Call them “manvertisements”: ads suggesting that men shun healthful foods--or that men must have meat, and lots of it.

In a Hungry Man ad seen on TV at press time, a self-professed “hungry man” says, “Basically, I’m a bottomless pit” as he eyes a 1-pound fried-chicken dinner. A trio of additional ads airing within the past year or so have had a similar theme. In an ad for Burger King’s Texas Double Whopper, men marched to a parody of the song “I Am Woman,” singing, “Wave tofu bye-bye; now it’s to Whopper beef I reach.” A commercial for T.G.I. Friday’s featured men ordering “Beef!” “Ribs!” and poking fun at a guy who praised a vegetable medley. In a Hummer H3 spot, a tofu-buying man in a grocery line, shamed by a meat-buyer behind him, bought a Hummer. The tagline: “Restore your manhood” (later changed to “Restore the balance,” according to a rep).
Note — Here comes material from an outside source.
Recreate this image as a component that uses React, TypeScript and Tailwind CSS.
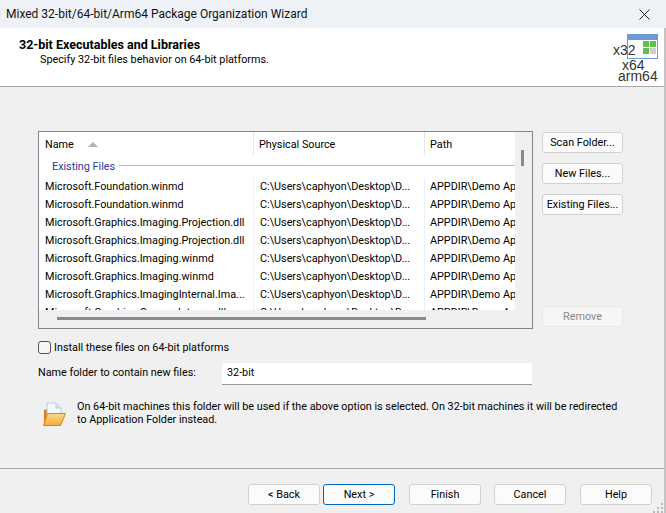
import React from "react";

const rows = [
  "Microsoft.Foundation.winmd",
  "Microsoft.Foundation.winmd",
  "Microsoft.Graphics.Imaging.Projection.dll",
  "Microsoft.Graphics.Imaging.Projection.dll",
  "Microsoft.Graphics.Imaging.winmd",
  "Microsoft.Graphics.Imaging.winmd",
  "Microsoft.Graphics.ImagingInternal.Ima...",
  "Microsoft.Graphics.Canvas.Interop.dll",
];

function Btn({ label, cls = "" }: { label: string; cls?: string }) {
  return (
    <div className={"flex h-[21px] items-center justify-center whitespace-nowrap rounded-[3px] border border-[#d0d0d0] bg-[#fbfbfb] pt-px text-black " + cls}>
      {label}
    </div>
  );
}

function FolderIcon() {
  return (
    <svg width="26" height="26" viewBox="0 0 26 26" className="shrink-0">
      <defs>
        <linearGradient id="fold" x1="0" y1="0" x2="0" y2="1">
          <stop offset="0" stopColor="#fcd98c" />
          <stop offset="1" stopColor="#f6a93e" />
        </linearGradient>
      </defs>
      <path d="M3 9l3-1 0 8-3 8z" fill="#de7a12" />
      <path d="M6 2h9l5 5v11H6z" fill="#f2f8fd" stroke="#a6d2ea" strokeWidth="1" />
      <path d="M15 2v5h5" fill="#d3e9f6" stroke="#a6d2ea" strokeWidth="1" />
      <path d="M2.5 24.5l4-12h18l-5 12z" fill="url(#fold)" stroke="#dd8414" strokeWidth="1" />
    </svg>
  );
}

export default function App() {
  return (
    <div className="flex h-[513px] w-[666px] flex-col overflow-hidden bg-[#f0f0f0] text-[10.8px] leading-[18px] text-black [font-family:'Roboto','Open_Sans',sans-serif]">
      <div className="flex h-[28px] shrink-0 items-center justify-between bg-[#eef2f6] pl-[6px] pr-[16px]">
        <span className="text-[12px] text-[#111]">Mixed 32-bit/64-bit/Arm64 Package Organization Wizard</span>
        <svg width="11" height="11" viewBox="0 0 11 11"><path d="M0.5 0.5l10 10M10.5 0.5l-10 10" stroke="#222" strokeWidth="1" /></svg>
      </div>
      <div className="relative flex min-h-0 flex-1 flex-col border-r-2 border-[#c4c4c4]">
        <div className="flex h-[59px] shrink-0 justify-between border-b border-[#a8a8a8] bg-white pl-[19px]">
          <div className="pt-[8px]">
            <div className="text-[12.5px] font-bold">32-bit Executables and Libraries</div>
            <div className="pl-[21px] leading-[12px]">Specify 32-bit files behavior on 64-bit platforms.</div>
          </div>
          <div className="relative w-[56px]">
            <div className="absolute left-[19px] top-[6px] flex h-[25px] w-[31px] flex-col border border-[#6f9ad8] bg-white">
              <div className="h-[5px] bg-[#6f9ad8]" />
              <div className="ml-[15px] mt-[1px] grid w-[13px] grid-cols-2 gap-px">
                <div className="h-[6px] bg-[#5ec04a]" /><div className="h-[6px] bg-[#5ec04a]" />
                <div className="h-[6px] bg-[#5ec04a]" /><div className="h-[6px] bg-[#cfcfcf]" />
              </div>
            </div>
            <span className="absolute left-[5px] top-[14px] text-[14px] leading-[17px] text-[#333] [font-family:'Liberation_Sans']">x32</span>
            <span className="absolute left-[14px] top-[29px] text-[14px] leading-[17px] text-[#333] [font-family:'Liberation_Sans']">x64</span>
            <span className="absolute left-[10px] top-[40px] text-[14px] leading-[17px] text-[#333] [font-family:'Liberation_Sans']">arm64</span>
          </div>
        </div>

        <div className="flex pl-[38px] pt-[44px]">
          <div className="flex h-[198px] w-[495px] shrink-0 flex-col border border-[#84848c] bg-[#f0f0f0]">
            <div className="flex h-[178px] overflow-hidden">
              <div className="w-[476px] shrink-0 overflow-hidden bg-white">
                <div className="flex h-[23px]">
                  <div className="flex w-[215px] items-center border-r border-[#e6e6e6] pl-[6px] pt-[2px]">
                    <span className="w-[28px]">Name</span>
                    <svg width="10" height="5" viewBox="0 0 10 5" className="ml-[15px]"><path d="M0 5L5 0l5 5z" fill="#b4b4a8" /></svg>
                  </div>
                  <div className="flex w-[171px] items-center border-r border-[#e6e6e6] pl-[5px] pt-[2px]">Physical Source</div>
                  <div className="flex items-center pl-[5px] pt-[2px]">Path</div>
                </div>
                <div className="flex h-[23px] items-center pl-[13px] text-[#2a3a96]">
                  Existing Files
                  <div className="mb-[2px] ml-[4px] h-px flex-1 bg-[#a9bfe6]" />
                </div>
                {rows.map((r, i) => (
                  <div key={i} className="flex h-[18px] whitespace-nowrap">
                    <div className="w-[215px] overflow-hidden border-r border-[#e8f1fb] pl-[6px]">{r}</div>
                    <div className="w-[171px] overflow-hidden border-r border-[#e8f1fb] pl-[6px]">C:\Users\caphyon\Desktop\D...</div>
                    <div className="flex-1 overflow-hidden pl-[5px]">APPDIR\Demo Ap</div>
                  </div>
                ))}
              </div>
              <div className="flex-1 pl-[6px] pt-[18px]">
                <div className="h-[16px] w-[3px] bg-[#8a8a8a]" />
              </div>
            </div>
            <div className="ml-[18px] mt-[7px] h-[3px] w-[369px] bg-[#8a8a8a]" />
          </div>
          <div className="ml-[9px] flex w-[81px] flex-col">
            <Btn label="Scan Folder..." cls="mt-px !pt-0" />
            <Btn label="New Files..." cls="mt-[10px] !pt-0" />
            <Btn label="Existing Files..." cls="mt-[10px] !pt-0" />
            <div className="mt-[91px] flex h-[21px] items-center justify-center rounded-[3px] border border-[#e6e6e6] bg-[#f6f6f6] pt-px text-[#888]">Remove</div>
          </div>
        </div>

        <div className="mt-[10px] flex h-[16px] items-center pl-[38px]">
          <div className="h-[13px] w-[13px] rounded-[3px] border border-[#555] bg-[#f6f6f6]" />
          <span className="ml-[3px] pt-px">Install these files on 64-bit platforms</span>
        </div>
        <div className="mt-[7px] flex h-[23px] items-center pl-[38px]">
          <span className="w-[184px] whitespace-nowrap pb-px">Name folder to contain new files:</span>
          <div className="flex h-[22px] w-[310px] items-center border-b border-[#999] bg-white pb-px pl-[5px]">32-bit</div>
        </div>
        <div className="mt-[16px] flex pl-[41px]">
          <FolderIcon />
          <div className="-mt-px ml-[10px] w-[546px] leading-[13px]">
            On 64-bit machines this folder will be used if the above option is selected. On 32-bit machines it will be redirected to Application Folder instead.
          </div>
        </div>

        <div className="mt-auto h-[45px] border-t border-[#a8a8a8]">
          <div className="flex pl-[248px] pt-[15px]">
            <Btn label="< Back" cls="w-[72px]" />
            <Btn label="Next >" cls="ml-[3px] w-[72px] !border-[#0067c0]" />
            <Btn label="Finish" cls="ml-[14px] w-[72px]" />
            <Btn label="Cancel" cls="ml-[13px] w-[72px]" />
            <Btn label="Help" cls="ml-[14px] w-[72px]" />
          </div>
        </div>
        <svg width="12" height="10" viewBox="0 0 12 10" className="absolute bottom-0 right-0" fill="#b8b8b8">
          <rect x="9" y="0" width="2" height="2" />
          <rect x="5" y="4" width="2" height="2" /><rect x="9" y="4" width="2" height="2" />
          <rect x="1" y="8" width="2" height="2" /><rect x="5" y="8" width="2" height="2" /><rect x="9" y="8" width="2" height="2" />
        </svg>
      </div>
    </div>
  );
}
Bob Garfield, columnist for the trade publication Advertising Age, says such ads signal a backlash against healthful-eating messages--and you’re likely to see more of their ilk. “There is a mini-trend afoot of portraying men trying to reclaim their instinctive sense of right and wrong,” Garfield told us. Against that backdrop, he added, “a Double Whopper becomes a badge of masculinity regained.”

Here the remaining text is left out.